15 h 15 : L’Etoile se remplit peu à peu. Que des jeunes. Quelques mère-grand aussi, des familles, des poussettes. La manifestation est là, la soupape de sécurité ouverte à droite profite à tout le monde. Encore une minute, et il y aura assez de monde pour soutenir un élan nouveau. Le drapeau Breton est là, à gauche, puis à droite. Vlan ! nouvel élan, gendarmes débordés, barrières renversées et tournées, la manif darde sa tête de pont sur les Champs, envahit l’avenue Marceau, l’avenue de Friedland. Les Champs, les Champs, exultent les jeunes, et crient plus fort, toujours plus fort sous le ciel de Paris, vers les fenêtres de Flamby « Hollande, dictateur ! Hollande, démission ! »

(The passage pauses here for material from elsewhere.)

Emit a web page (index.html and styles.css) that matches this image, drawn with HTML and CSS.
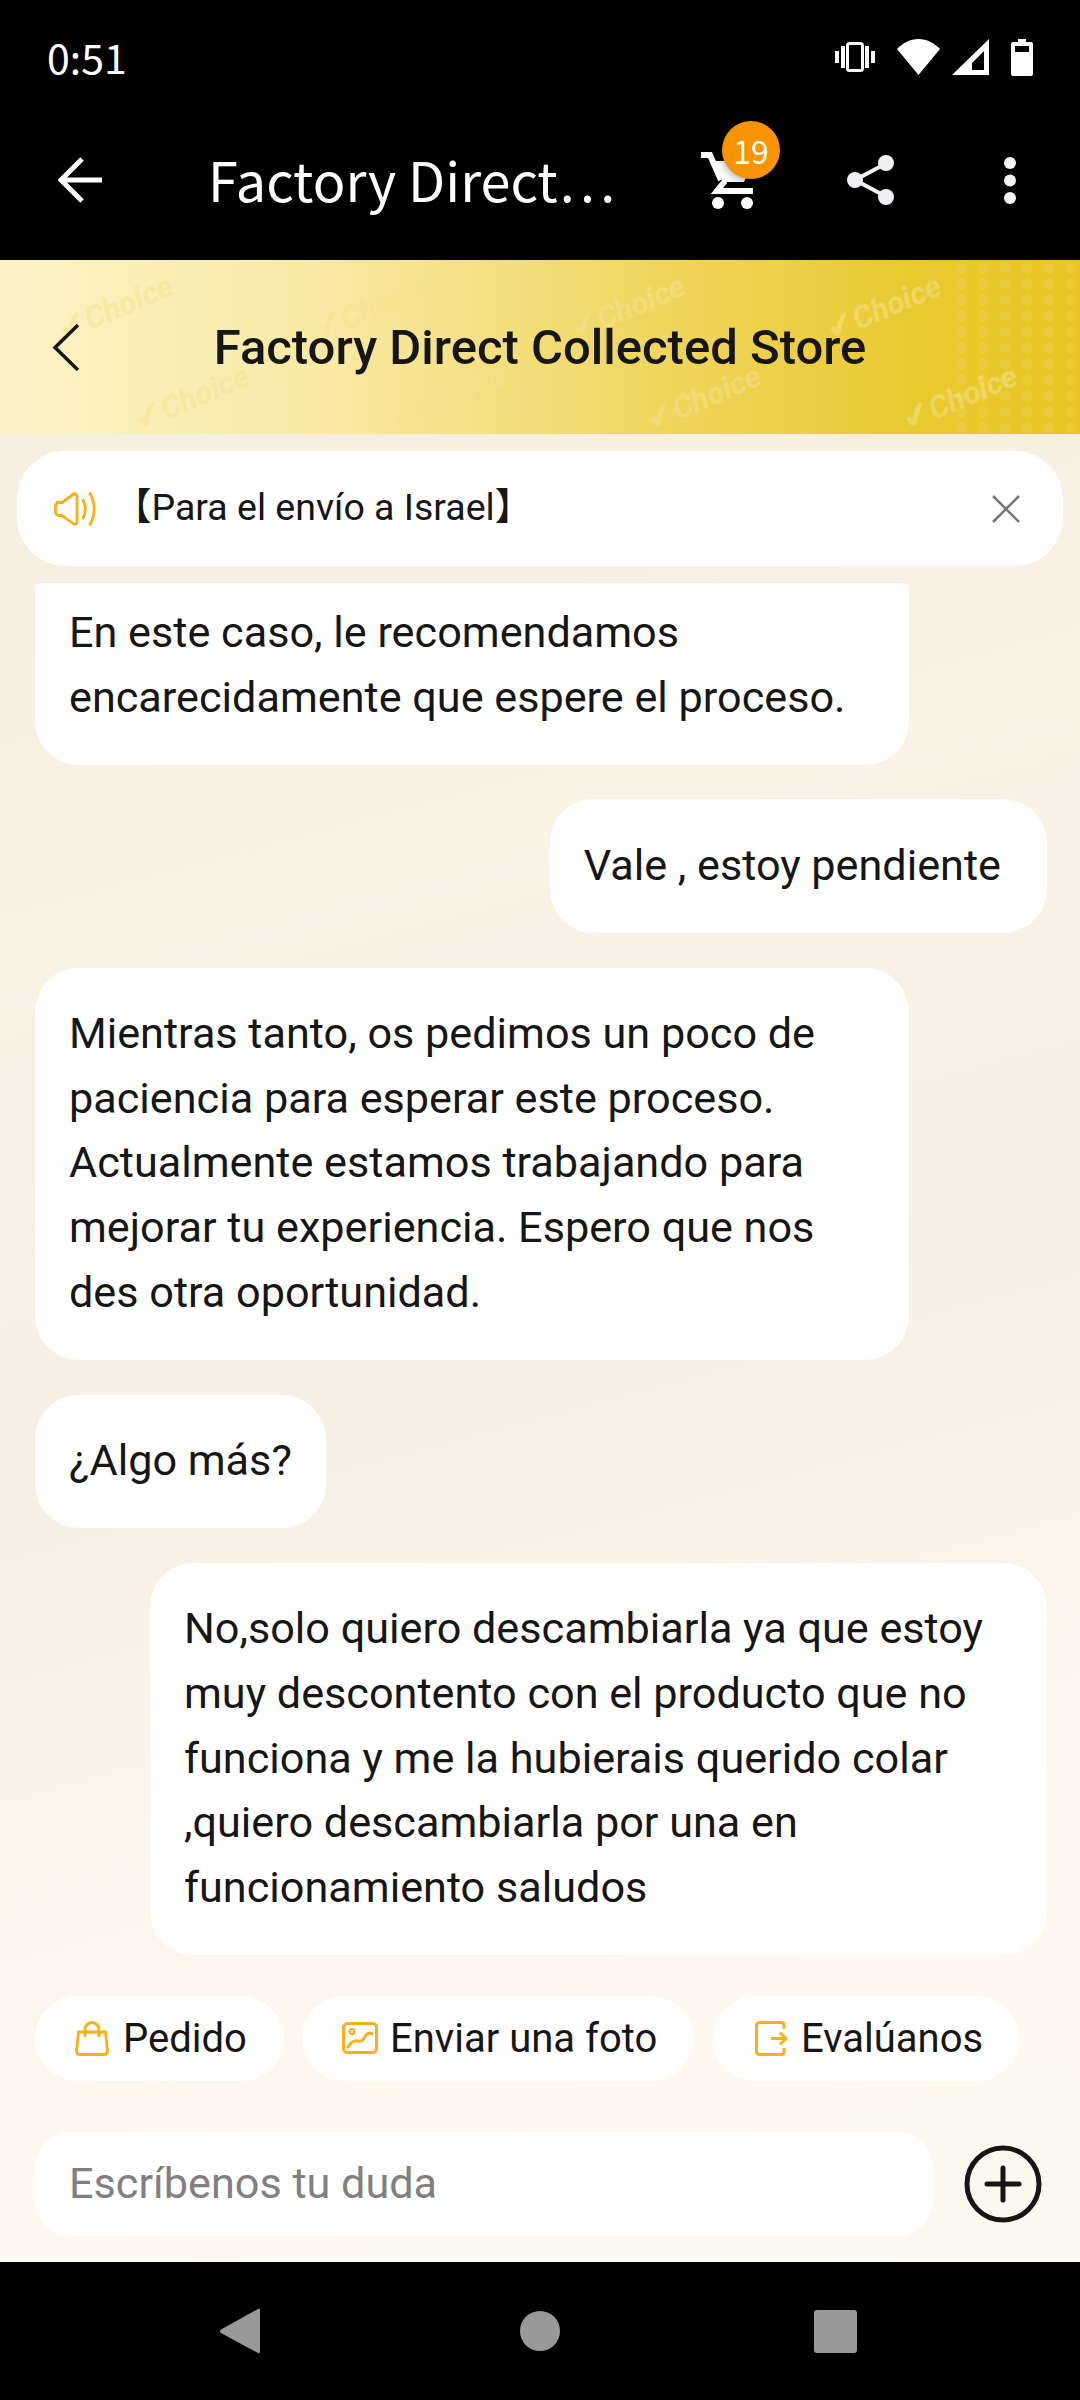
FILE: index.html
```html
<!DOCTYPE html>
<html lang="es">
<head>
<meta charset="utf-8">
<title>Factory Direct Collected Store</title>
<link rel="stylesheet" href="styles.css">
</head>
<body>
<div class="app">
  <header class="top">
    <div class="status">
      <span class="time">0:51</span>
      <div class="status-icons">
        <svg class="ic-vib" viewBox="0 0 40 30"><path fill="#fff" d="M0 9h4v12H0zM6 4h4v22H6zM30 4h4v22h-4zM36 9h4v12h-4z"/><rect x="12.500" y="1.500" width="15" height="27" rx="2" fill="none" stroke="#fff" stroke-width="3"/></svg>
        <svg class="ic-wifi" viewBox="0 0 43 36"><path fill="#fff" d="M21.500 36 0 10C6 4 13 0 21.500 0S37 4 43 10z"/></svg>
        <svg class="ic-signal" viewBox="0 0 37 36"><path fill="#fff" fill-rule="evenodd" d="M0 36 37 0v36zM20 31h12V12L20 24z"/></svg>
        <svg class="ic-batt" viewBox="0 0 22 37"><path fill="#fff" fill-rule="evenodd" d="M7 0h8v3h5a2 2 0 0 1 2 2v30a2 2 0 0 1-2 2H2a2 2 0 0 1-2-2V5a2 2 0 0 1 2-2h5zM4 7v6h14V7z"/></svg>
      </div>
    </div>
    <div class="toolbar">
      <svg class="ic-arrow" viewBox="0 0 46 46"><path d="M44 23H4M24 2 3 23l21 21" fill="none" stroke="#fff" stroke-width="5"/></svg>
      <span class="tb-title">Factory Direct…</span>
      <div class="cart">
        <svg class="ic-cart" viewBox="0 0 62 60"><path d="M0 5h9l11 25" fill="none" stroke="#fff" stroke-width="6"/><path fill="#fff" d="M14 11h38l-9 21H22z"/><path d="M24 31 16 41h36" fill="none" stroke="#fff" stroke-width="6"/><circle cx="17" cy="53" r="6" fill="#fff"/><circle cx="46" cy="53" r="6" fill="#fff"/></svg>
        <span class="badge">19</span>
      </div>
      <svg class="ic-share" viewBox="0 0 48 50"><path d="M40 8 8 25l32 17" fill="none" stroke="#f0eff2" stroke-width="4"/><circle cx="39" cy="8" r="8" fill="#f0eff2"/><circle cx="8" cy="25" r="8" fill="#f0eff2"/><circle cx="39" cy="42" r="8" fill="#f0eff2"/></svg>
      <svg class="ic-more" viewBox="0 0 12 47"><circle cx="6" cy="6" r="6" fill="#f5f5f5"/><circle cx="6" cy="23.500" r="6" fill="#f5f5f5"/><circle cx="6" cy="41" r="6" fill="#f5f5f5"/></svg>
    </div>
  </header>

  <section class="banner">
    <div class="marks">
      <div class="marks-row"><span class="mark"><b class="tick">✔</b>Choice</span><span class="mark"><b class="tick">✔</b>Choice</span><span class="mark"><b class="tick">✔</b>Choice</span><span class="mark"><b class="tick">✔</b>Choice</span></div>
      <div class="marks-row marks-row-b"><span class="mark"><b class="tick">✔</b>Choice</span><span class="mark"><b class="tick">✔</b>Choice</span><span class="mark"><b class="tick">✔</b>Choice</span><span class="mark"><b class="tick">✔</b>Choice</span></div>
    </div>
    <div class="dots"></div>
    <svg class="ic-chev" viewBox="0 0 28 47"><path d="M26 1 3 23.500 26 46" fill="none" stroke="#161616" stroke-width="3.500"/></svg>
    <h1 class="store">Factory Direct Collected Store</h1>
  </section>

  <main class="chat">
    <div class="notice">
      <svg class="ic-speaker" viewBox="0 0 42 34"><path d="M3 10.500h5L19 2.500c2-1.500 4-.5 4 2v25c0 2.500-2 3.500-4 2L8 23.500H5c-2 0-3.500-1.500-3.500-3.500v-6c0-2 1.500-3.500 3.500-3.500z" fill="none" stroke="#fbae17" stroke-width="2.800" stroke-linejoin="round"/><path d="M29 8c3 5.500 3 12.500 0 18M36 1.500c5.500 9 5.500 22 0 31" fill="none" stroke="#fbae17" stroke-width="2.800" stroke-linecap="round"/></svg>
      <span class="notice-text">【Para el envío a Israel】</span>
      <svg class="ic-close" viewBox="0 0 28 28"><path d="M1 1l26 26M27 1 1 27" stroke="#777" stroke-width="2.500" fill="none"/></svg>
    </div>

    <div class="messages">
      <p class="msg msg-in msg-clipped">En este caso, le recomendamos encarecidamente que espere el proceso.</p>
      <p class="msg msg-out msg-short">Vale , estoy pendiente</p>
      <p class="msg msg-in">Mientras tanto, os pedimos un poco de paciencia para esperar este proceso. Actualmente estamos trabajando para mejorar tu experiencia. Espero que nos des otra oportunidad.</p>
      <p class="msg msg-in">¿Algo más?</p>
      <p class="msg msg-out msg-wide">No,solo quiero descambiarla ya que estoy muy descontento con el producto que no funciona y me la hubierais querido colar ,quiero descambiarla por una en funcionamiento saludos</p>
    </div>

    <div class="chips">
      <div class="chip chip-a">
        <svg class="ic-chip" viewBox="0 0 34 35"><path d="M3.500 11h27l2 19c0 2.500-1.500 3.500-3.500 3.500H5c-2 0-3.500-1-3.500-3.500z M10 16V9c0-4 3-7.500 7-7.500s7 3.500 7 7.500v7" fill="none" stroke="#fbae17" stroke-width="2.800" stroke-linejoin="round"/></svg>
        <span>Pedido</span>
      </div>
      <div class="chip chip-b">
        <svg class="ic-chip ic-photo" viewBox="0 0 36 32"><rect x="1.500" y="1.500" width="33" height="29" rx="4" fill="none" stroke="#fbae17" stroke-width="3"/><circle cx="10" cy="9.500" r="2.500" fill="none" stroke="#fbae17" stroke-width="2.200"/><path d="M6 25c3-5 6-7 10-6 5 1 6-3 8-6 2-2 4-2 6-1" fill="none" stroke="#fbae17" stroke-width="3" stroke-linecap="round"/></svg>
        <span>Enviar una foto</span>
      </div>
      <div class="chip chip-c">
        <svg class="ic-chip ic-out" viewBox="0 0 33 35"><path d="M29 8V4.500c0-2-1-3-3-3H5c-2 0-3.500 1-3.500 3v26c0 2 1.500 3 3.500 3h21c2 0 3-1 3-3V27" fill="none" stroke="#fbae17" stroke-width="3"/><path d="M16 17.500h15M25 11.500l6 6-6 6" fill="none" stroke="#fbae17" stroke-width="3"/></svg>
        <span>Evalúanos</span>
      </div>
    </div>

    <div class="composer">
      <div class="input">Escríbenos tu duda</div>
      <svg class="ic-plus" viewBox="0 0 78 78"><circle cx="39" cy="39" r="36" fill="none" stroke="#161616" stroke-width="5"/><path d="M23 39h32M39 23v32" stroke="#161616" stroke-width="5" fill="none" stroke-linecap="round"/></svg>
    </div>
  </main>

  <nav class="nav">
    <svg class="nav-back" viewBox="0 0 40 46"><path d="M38 1c1-.5 2 0 2 1v42c0 1-1 1.500-2 1L1 25c-1.500-1-1.500-2 0-3.500z" fill="#999"/></svg>
    <svg class="nav-home" viewBox="0 0 40 40"><circle cx="20" cy="20" r="20" fill="#999"/></svg>
    <svg class="nav-recent" viewBox="0 0 43 43"><rect width="43" height="43" rx="3" fill="#999"/></svg>
  </nav>
</div>
</body>
</html>
```

FILE: styles.css
```css
* { box-sizing: border-box; }
html, body { margin: 0; padding: 0; }
body { width: 1080px; height: 2400px; overflow: hidden; background: #000; font-family: Roboto, "Noto Sans CJK SC", sans-serif; }
svg { display: block; flex: none; }

.app { width: 1080px; height: 2400px; display: flex; flex-direction: column; }

/* top black area */
.top { height: 260px; background: #000; color: #fff; flex: none; }
.status { height: 100px; padding: 12px 47px 0; display: flex; align-items: center; justify-content: space-between; }
.time { font: 400 41px/1 "Noto Sans CJK SC", sans-serif; }
.status-icons { display: flex; align-items: center; margin-top: 2px; }
.ic-vib { width: 40px; height: 30px; margin-right: 22px; }
.ic-wifi { width: 43px; height: 36px; margin-right: 12px; }
.ic-signal { width: 37px; height: 36px; margin-right: 22px; }
.ic-batt { width: 22px; height: 37px; }

.toolbar { height: 160px; padding-left: 58px; display: flex; align-items: center; }
.ic-arrow { width: 46px; height: 46px; }
.tb-title { width: 477px; margin: -3px 0 0 104px; font: 400 54px/1 "Noto Sans CJK SC", sans-serif; white-space: nowrap; }
.cart { position: relative; width: 62px; height: 60px; margin-left: 16px; }
.ic-cart { width: 62px; height: 60px; }
.badge { position: absolute; left: 21px; top: -29px; width: 58px; height: 58px; border-radius: 50%; background: #f79400; color: #fff; font: 400 32px/58px "Noto Sans CJK SC", sans-serif; text-align: center; box-shadow: 0 2px 10px rgba(0, 0, 0, .35); }
.ic-share { width: 48px; height: 50px; margin-left: 84px; }
.ic-more { width: 12px; height: 47px; margin-left: 109px; }

/* gold banner */
.banner { position: relative; height: 174px; flex: none; display: flex; align-items: center; justify-content: center; background: linear-gradient(90deg, #fdf3c6 0%, #f8e9a4 30%, #efd55c 62%, #e9c92f 85%, #e8c525 100%); }
.marks { position: absolute; inset: 0; color: #f6e291; opacity: .5; }
.marks-row { display: flex; gap: 131px; padding: 28px 0 0 54px; }
.marks-row-b { padding: 0 0 0 130px; margin-top: 54px; }
.mark { flex: none; width: 125px; height: 36px; font: italic 700 31px/36px Roboto, sans-serif; transform: rotate(-23deg); white-space: nowrap; }
.tick { font: 700 34px/36px "DejaVu Sans", sans-serif; }
.dots { position: absolute; right: 0; top: 0; bottom: 0; width: 130px; opacity: .12; background: radial-gradient(circle, #f7ecb0 5px, transparent 6px) 0 0 / 22px 16px; }
.ic-chev { position: absolute; left: 52px; top: 64px; width: 28px; height: 47px; }
.store { position: relative; margin: 0; font: 500 49px/1 Roboto, sans-serif; color: #161616; }

/* chat area */
.chat { flex: 1; min-height: 0; padding: 17px 17px 0; display: flex; flex-direction: column; background: linear-gradient(165deg, #f5efe0 0%, #faf2e5 25%, #f7efe3 50%, #fdf9f0 85%, #fbf8ee 100%); }
.notice { height: 115px; border-radius: 48px; background: #fff; display: flex; align-items: center; padding-left: 37px; flex: none; }
.ic-speaker { width: 42px; height: 34px; }
.notice-text { flex: 1; margin: 0 0 4px 18px; font-size: 37.5px; line-height: 44px; color: #161616; white-space: nowrap; }
.ic-close { width: 28px; height: 28px; margin-right: 43px; }

.messages { margin-top: 17px; padding: 0 16px 0 18px; display: flex; flex-direction: column; gap: 34.75px; flex: none; }
.msg { margin: 0; padding: 34.5px 34px; border-radius: 44px; background: #fff; font-size: 43.2px; line-height: 64.6px; color: #161616; }
.msg-in { align-self: flex-start; max-width: 874px; }
.msg-out { align-self: flex-end; max-width: 897px; }
.msg-clipped { width: 874px; padding-top: 18px; border-radius: 6px 6px 44px 44px; }
.msg-short { padding-right: 46px; }
.msg-wide { width: 897px; }

.chips { display: flex; margin-top: 41px; padding-left: 18px; flex: none; }
.chip { height: 85px; border-radius: 43px; background: #fff; display: flex; align-items: center; font-size: 40px; color: #161616; white-space: nowrap; }
.chip-a { width: 249px; padding-left: 40px; margin-right: 18px; }
.chip-b { width: 391px; padding-left: 40px; margin-right: 20px; }
.chip-c { width: 306px; padding-left: 42px; }
.ic-chip { width: 34px; height: 35px; margin-right: 14px; }
.ic-photo { width: 36px; height: 32px; margin-right: 12px; }
.ic-out { width: 33px; height: 35px; margin-right: 13px; }

.composer { display: flex; align-items: center; margin-top: 51px; padding-left: 18px; flex: none; }
.input { width: 898px; height: 104px; border-radius: 36px; background: #fff; padding-left: 34px; font-size: 43.2px; line-height: 104px; color: #808080; }
.ic-plus { width: 78px; height: 78px; margin-left: 31px; }

/* nav */
.nav { height: 138px; flex: none; background: #000; display: flex; align-items: center; padding-left: 220px; }
.nav-back { width: 40px; height: 46px; margin-right: 260px; }
.nav-home { width: 40px; height: 40px; margin-right: 254px; }
.nav-recent { width: 43px; height: 43px; }
```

15h20 : Là devant, il y a un os. Camions de CRS, barrières anti-émeutes, policiers déterminés à barrer les Champs. Ils en ont reçu l’ordre : sauver la face, coûte que coûte. Le Gwen ha Du attaque seul la grille, voici la Bretagne déterminée à passer. Pas de péages chez nous, pas de barrières devant nous. Une percée nouvelle se forme. L’on est aspiré dedans, devant à gauche. Les gardes mobiles écrasent les manifestants, les forcent au repli, tapent dans le tas sans ménagement. Les coups de tonfa tombent comme à Gravelotte. Et la lacrymo, le poivre. Une bombe, en pleine face. On ne passera pas. Ils ont gazé des bébés, des enfants, des jeunes.
Après les gaz
Mais la nuée à peine dissipée laisse apparaître une vision sidérante : des bourgeois à l’assaut de grilles, de l’Etat policier. Des jeunes filles en foulard Hermés et sac Lancel, venues en voisines, qui crient « à bas Hollande, libérons les Champs ! » et tentent une nouvelle percée avec la détermination d’un agriculteur morlaisien en colère. Ce ne sont plus les Champs, mais la bande de Gaza. Les vols de pavés en moins. Deux soixante-huitards se disent « ça me rappelle ma jeunesse ». Clang, boum, un coup de matraque chacun. Mourad, un jeune homme venu du Blanc-Mesnil, se tord par terre de douleur, du gaz plein les yeux. Marie-Liesse, de Suresnes, le panse avec ses amies. Gonzague rejoint l’avant-garde en coup de vent, confiant « on va pousser peu à peu, on va passer, ils n’ont pas le choix », dit-il. Une pensée, alors que des milliers de personnes font du début des Champs le nouveau point d’appui de la manif : on descendra les Champs Elysées. Coûte que coûte. Devant les grilles, ce n’est pas cent, ni deux cent personnes. Nous sommes une dizaine de mille. Entre le début des Champs et toutes les voies avoisinantes.
Et l’on a fait les Champs
16h00 Devant les policiers et leurs grilles, les percées et les vagues de gaz se multiplient. Fixées là, les forces de l’ordre en oublient les rues adjacentes. Pas tout à fait cependant. Un demi-millier de personnes s’engouffre à gauche, puis à droite rue Houssaye. Une marée de jeunes, qui bute sur l’arrière du dispositif policier. Gaz, gaz ! La rue retentit de cris. Ils chargent, tapent, bloquent. D’autres CRS viennent se placer derrière. Souricière. Dans la rue il y a les « 300 membres de l’extrême-droite » fantasmés par M. Valls. En fait ils ne sont pas même quinze. Cinq du GUD Lyon, un identitaire, une dizaine de Jeunes Nationalistes et Renouveau Français mêlés. Et cinq cent autres jeunes, entre deux cordons de CRS qui les prennent en étau. Nouvelle charge sur deux fronts, les manifestants sont pris entre deux feux, ça tape de partout, mais les forces de l’ordre finissent par être contraintes au repli de part et d’autre. Une jeune fille gémit à terre. Un caméraman italien déjà bien gazé sauve de justesse son outillage de l’affrontement. « Nos deux unités et demi tiendront », annonce un CRS dans son talkie. « Gaz, dernier recours », en crie un autre. Faux, ce sera le tout premier. Et souvent sans aucune utilité. Il y aura plusieurs dizaines de blessés et de gazés à cause de la réponse disproportionnée des policiers.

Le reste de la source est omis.